When you find a prompt you want to keep, click the bookmark icon. Saved prompts appear in your Library — accessible from the navigation bar.

Organizing Saves

You can save prompts to specific collections:

  1. Click the bookmark dropdown arrow
  2. Select an existing collection or click New Collection
  3. Name your collection (e.g., "Coding prompts", "Client work", "Image generation")

Collections keep your saved prompts organized so you can find them quickly when you need them.

Using a Prompt

Each prompt page shows:

  • The prompt text — click the copy button to copy it to your clipboard
  • Variables — some prompts use {{variable}} syntax; replace these with your content
  • Usage notes — tips from the author on how to get the best results
  • Tags — click any tag to find related prompts
  • Forks — versions created by other users based on this prompt

Viewing Prompt Versions

Some prompts have version history. Click Versions to see how the prompt evolved over time and compare iterations.

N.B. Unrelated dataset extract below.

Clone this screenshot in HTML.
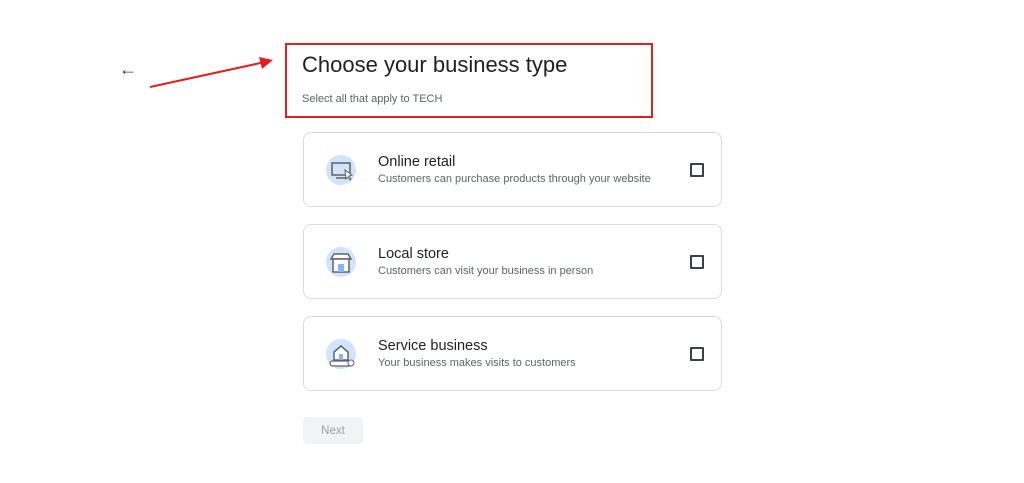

Publishing Your First Prompt

Ready to contribute? Click New Prompt in the navigation.

What Makes a Good Prompt Submission

Title — clear and specific. "Email subject line generator for SaaS" not "Email prompt."

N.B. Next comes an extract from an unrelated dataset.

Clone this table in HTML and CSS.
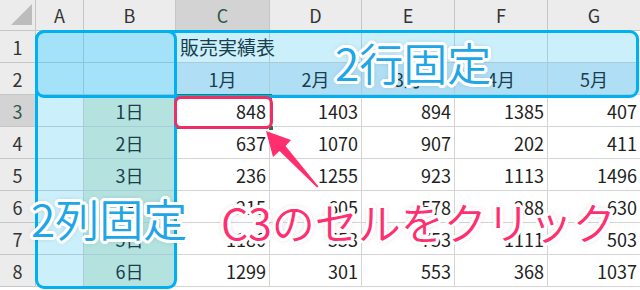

Description — 1-3 sentences explaining:

  • What this prompt does
  • Which AI tool(s) it works best with
  • What kind of output it produces

Body — the actual prompt text. Use {{double curly braces}} for variables users should replace.

Tags — add 3-8 relevant tags. Think about what someone would search to find this prompt.

Category — choose the most relevant category for discoverability.

Markdown in Prompts

fireflare renders markdown in prompt descriptions and bodies. Use it to format your prompt clearly:

## System
You are a senior copywriter specializing in B2B SaaS...

## User
Product: {{product_name}}
Target audience: {{audience}}
Tone: {{tone}}

Write 5 subject line options...

Publishing Settings

Before publishing:

  • Preview — see how your prompt will look to other users
  • Visibility — Public (anyone can see) or Unlisted (only with direct link)
  • Prompts are public by default and appear in search immediately after publishing

Following Users and Collections

Building a feed you actually want to read requires following the right people:

  1. When you find a prompt you like, click the author's username
  2. Review their profile and other prompts
  3. Click Follow if their content is consistently useful

You can also follow Collections — if someone has curated a great set of writing prompts, following their collection keeps you updated as they add more.

Engaging with the Community

  • Like prompts that are useful (it helps them surface in trending)
  • Fork a prompt when you want to build on someone else's work (more on this in the Forking guide)
  • Comment on prompts to share results, ask questions, or suggest improvements

Your Dashboard

The dashboard shows:

  • Your published prompts and their performance (likes, saves, forks)
  • Follower count and follow suggestions
  • Recent activity from people you follow
  • Notifications (new followers, forks of your prompts, comments)

Next Steps

Once you're comfortable with the basics:

  • Fork a prompt — improve something you found and share your version
  • Create a collection — curate the best prompts for a specific use case
  • Build your profile — consistent publishing in a niche builds real audience

The most successful fireflare users publish consistently in a specific domain, engage genuinely with others' work, and iterate on their prompts based on community feedback.

Welcome to the community.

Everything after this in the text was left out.